§ Description of the task:
Pull out every line from the listing that has the word "index".

+-------+

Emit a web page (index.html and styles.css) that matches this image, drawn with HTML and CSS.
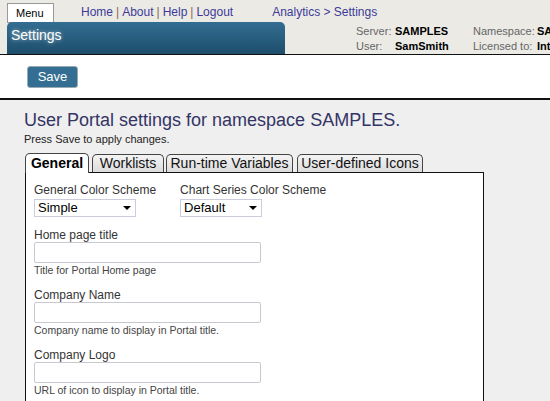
FILE: index.html
```
<!DOCTYPE html>
<html>
<head>
<meta charset="utf-8">
<link rel="stylesheet" href="styles.css">
</head>
<body>
<div class="header">
  <div class="toprow">
    <div class="menu-btn">Menu</div>
    <div class="links"><a>Home</a><span class="sep">|</span><a>About</a><span class="sep">|</span><a>Help</a><span class="sep">|</span><a>Logout</a></div>
    <div class="crumb">Analytics &gt; Settings</div>
  </div>
  <div class="bottomrow">
    <div class="titlebar">Settings</div>
    <div class="info">
      <span class="k">Server:</span><span class="v">SAMPLES</span><span class="k">Namespace:</span><span class="v">SAMPLES</span>
      <span class="k">User:</span><span class="v">SamSmith</span><span class="k">Licensed to:</span><span class="v">InterSystems</span>
    </div>
  </div>
</div>
<div class="toolbar">
  <div class="save-btn">Save</div>
</div>
<div class="main">
  <h1 class="title">User Portal settings for namespace SAMPLES.</h1>
  <div class="subtitle">Press Save to apply changes.</div>
  <div class="tabs">
    <div class="tab active">General</div>
    <div class="tab t2">Worklists</div>
    <div class="tab t3">Run-time Variables</div>
    <div class="tab t4">User-defined Icons</div>
  </div>
  <div class="panel">
    <div class="row">
      <div class="field">
        <div class="label">General Color Scheme</div>
        <div class="select s1"><span>Simple</span><i class="arrow"></i></div>
      </div>
      <div class="field">
        <div class="label">Chart Series Color Scheme</div>
        <div class="select s2"><span>Default</span><i class="arrow"></i></div>
      </div>
    </div>
    <div class="field block">
      <div class="label">Home page title</div>
      <div class="input"></div>
      <div class="hint">Title for Portal Home page</div>
    </div>
    <div class="field block">
      <div class="label">Company Name</div>
      <div class="input"></div>
      <div class="hint">Company name to display in Portal title.</div>
    </div>
    <div class="field block">
      <div class="label">Company Logo</div>
      <div class="input"></div>
      <div class="hint">URL of icon to display in Portal title.</div>
    </div>
  </div>
</div>
</body>
</html>
```
FILE: styles.css
```
* { box-sizing: border-box; }
html, body { margin: 0; padding: 0; }
body {
  width: 550px;
  height: 401px;
  overflow: hidden;
  font-family: "Liberation Sans", Arial, sans-serif;
  background: #efefef;
}
.header {
  background: #ebeae5;
  height: 55px;
  border-bottom: 1px solid #111;
  padding: 2px 0 0 7px;
}
.toprow {
  display: flex;
  align-items: center;
  height: 20px;
  white-space: nowrap;
}
.menu-btn {
  flex-shrink: 0;
  width: 47px;
  height: 20px;
  background: #fff;
  border: 1px solid #999;
  font-size: 11px;
  color: #000;
  line-height: 18px;
  padding-left: 8px;
  margin-top: 1px;
}
.links {
  margin-left: 27px;
  font-size: 12px;
  color: #3d3a99;
}
.links a { color: #3d3a99; }
.links .sep { color: #8a6a50; padding: 0 3px; }
.crumb {
  margin-left: 39px;
  font-size: 12px;
  color: #3d3a99;
}
.bottomrow {
  display: flex;
  white-space: nowrap;
}
.titlebar {
  flex-shrink: 0;
  width: 278px;
  height: 32px;
  background: linear-gradient(#336d92, #1d4e6b);
  border-radius: 5px 5px 0 0;
  color: #fff;
  font-size: 14px;
  padding: 5px 0 0 4px;
  text-shadow: 0 0 4px rgba(255,255,255,0.6);
}
.info {
  flex-shrink: 0;
  display: grid;
  grid-template-columns: 39px 78px 64px auto;
  grid-auto-rows: 15px;
  margin-left: 71px;
  padding-top: 2px;
  font-size: 11px;
  line-height: 15px;
}
.info .k { color: #666; }
.info .v { color: #000; font-weight: bold; }
.toolbar {
  background: #fff;
  height: 45px;
  border-bottom: 2px solid #111;
  padding: 11px 0 0 27px;
}
.save-btn {
  width: 51px;
  height: 22px;
  background: #346e92;
  border: 1px solid #9aaab5;
  border-radius: 3px;
  color: #fff;
  font-size: 13px;
  line-height: 20px;
  text-align: center;
}
.main {
  padding: 9px 0 0 24px;
}
.title {
  margin: 0;
  font-weight: normal;
  font-size: 18px;
  line-height: 22px;
  color: #343466;
}
.subtitle {
  font-size: 11px;
  color: #222;
  margin-top: 2px;
  line-height: 13px;
}
.tabs {
  display: flex;
  align-items: flex-end;
  margin-top: 7px;
  margin-left: 1px;
  height: 19px;
  position: relative;
  z-index: 1;
}
.tab {
  height: 18px;
  border: 1px solid #444;
  border-bottom: none;
  border-radius: 5px 5px 0 0;
  background: linear-gradient(#f4f4f4, #dcdcdc);
  font-size: 14px;
  line-height: 17px;
  padding: 0 4px;
  color: #111;
  margin-right: 2px;
  text-align: center;
}
.tab.active {
  width: 64px;
  height: 20px;
  background: #fff;
  font-weight: bold;
  color: #000;
  margin-bottom: -1px;
  padding: 1px 0 0;
  margin-right: 3px;
}
.tab.t2 { width: 72px; padding: 0; }
.tab.t3 { width: 127px; padding: 0; margin-right: 4px; }
.tab.t4 { width: 126px; padding: 0; }
.panel {
  width: 459px;
  height: 260px;
  margin-left: 1px;
  background: #fff;
  border: 1px solid #111;
  padding: 10px 0 0 8px;
}
.row {
  display: flex;
  gap: 24px;
}
.label {
  font-size: 12px;
  color: #333;
  line-height: 14px;
}
.select {
  margin-top: 2px;
  height: 18px;
  border: 1px solid #ccd;
  background: #fff;
  font-size: 13px;
  color: #000;
  padding-left: 3px;
  line-height: 16px;
  display: flex;
  justify-content: space-between;
  align-items: center;
}
.s1 { width: 102px; }
.s2 { width: 82px; }
.arrow {
  width: 0;
  height: 0;
  border-left: 4px solid transparent;
  border-right: 4px solid transparent;
  border-top: 4px solid #000;
  margin-right: 4px;
}
.row + .block { margin-top: 11px; }
.block + .block { margin-top: 12px; }
.input {
  width: 227px;
  height: 21px;
  border: 1px solid #c8c8d0;
  border-radius: 2px;
  background: #fff;
}
.hint {
  font-size: 10.5px;
  color: #444;
  margin-top: 1px;
  line-height: 12px;
}
```
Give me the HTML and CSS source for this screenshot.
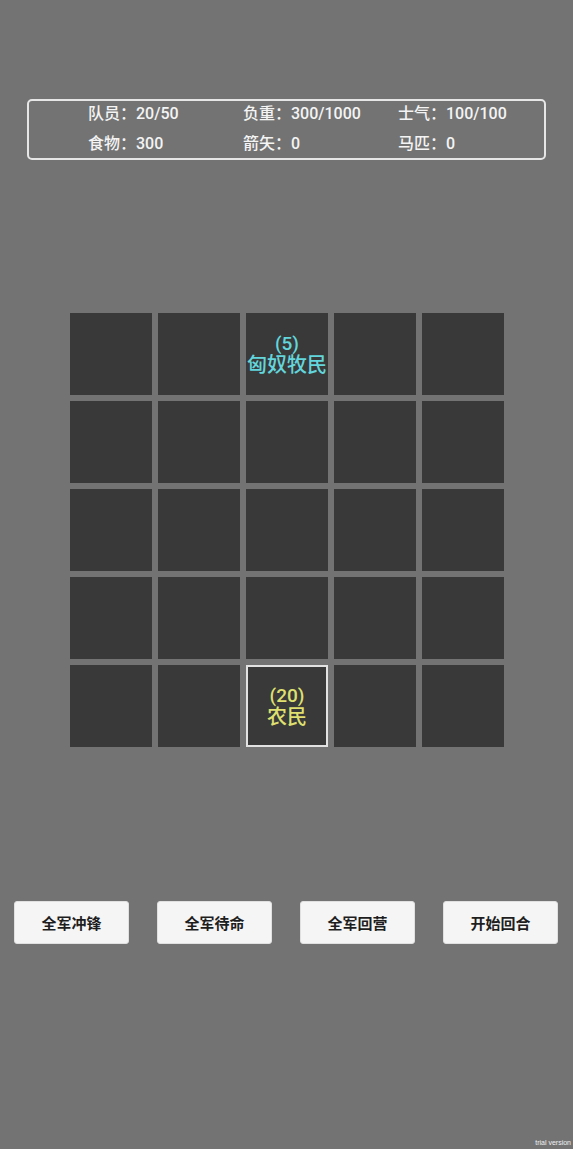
FILE: index.html
```html
<!DOCTYPE html>
<html lang="zh">
<head>
<meta charset="utf-8">
<link rel="stylesheet" href="styles.css">
</head>
<body>
<div class="page">
  <div class="stats">
    <div class="stat">队员：20/50</div>
    <div class="stat">负重：300/1000</div>
    <div class="stat">士气：100/100</div>
    <div class="stat">食物：300</div>
    <div class="stat">箭矢：0</div>
    <div class="stat">马匹：0</div>
  </div>

  <div class="board">
    <div class="cell"></div>
    <div class="cell"></div>
    <div class="cell enemy"><span class="num">(5)</span><span class="name">匈奴牧民</span></div>
    <div class="cell"></div>
    <div class="cell"></div>

    <div class="cell"></div>
    <div class="cell"></div>
    <div class="cell"></div>
    <div class="cell"></div>
    <div class="cell"></div>

    <div class="cell"></div>
    <div class="cell"></div>
    <div class="cell"></div>
    <div class="cell"></div>
    <div class="cell"></div>

    <div class="cell"></div>
    <div class="cell"></div>
    <div class="cell"></div>
    <div class="cell"></div>
    <div class="cell"></div>

    <div class="cell"></div>
    <div class="cell"></div>
    <div class="cell own selected"><span class="num">(20)</span><span class="name">农民</span></div>
    <div class="cell"></div>
    <div class="cell"></div>
  </div>

  <div class="actions">
    <button class="btn">全军冲锋</button>
    <button class="btn">全军待命</button>
    <button class="btn">全军回营</button>
    <button class="btn">开始回合</button>
  </div>

  <div class="trial">trial version</div>
</div>
</body>
</html>
```

FILE: styles.css
```css
* { box-sizing: border-box; }
html, body {
  margin: 0;
  padding: 0;
  background: #737373;
}
body {
  font-family: Roboto, "Noto Sans CJK SC", sans-serif;
}
.page {
  position: relative;
  width: 573px;
  height: 1149px;
  padding-top: 99px;
  overflow: hidden;
}
.stats {
  margin: 0 27px 0 27px;
  height: 61px;
  border: 2px solid #e6e6e6;
  border-radius: 5px;
  display: grid;
  grid-template-columns: 155px 155px 155px;
  grid-template-rows: 30px 30px;
  padding: 0 0 1px 59px;
  align-content: center;
  color: #f4f4f4;
  font-size: 16px;
  font-weight: 500;
}
.stat {
  line-height: 30px;
  white-space: nowrap;
}
.board {
  margin: 153px 0 0 70px;
  display: grid;
  grid-template-columns: repeat(5, 82px);
  grid-auto-rows: 82px;
  gap: 6px;
}
.cell {
  background: #393939;
  display: flex;
  flex-direction: column;
  align-items: center;
  justify-content: center;
  padding-top: 1px;
  font-size: 20px;
  font-weight: 500;
}
.num {
  display: block;
  height: 21px;
  line-height: 21px;
  font-size: 19px;
}
.name {
  display: block;
  height: 23px;
  line-height: 23px;
}
.enemy { color: #62d6dc; }
.own { color: #dfe070; }
.selected { border: 2px solid #e2e2e2; }
.actions {
  margin-top: 154px;
  padding: 0 15px 0 14px;
  display: flex;
  justify-content: space-between;
}
.btn {
  width: 115px;
  height: 43px;
  background: #f5f5f5;
  border: 1px solid #e0e0e0;
  border-radius: 3px;
  font-family: "Noto Sans CJK SC", sans-serif;
  font-size: 15px;
  font-weight: 700;
  color: #1e1e1e;
  padding: 0;
}
.trial {
  position: absolute;
  right: 2px;
  bottom: 3px;
  font-family: "Liberation Sans", sans-serif;
  font-size: 7px;
  color: #f0f0f0;
}
```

+-------+

§ Output of the exercise:
Emit a web page (index.html and styles.css) that matches this image, drawn with HTML and CSS.
FILE: index.html
  z-index: 1;
FILE: index.html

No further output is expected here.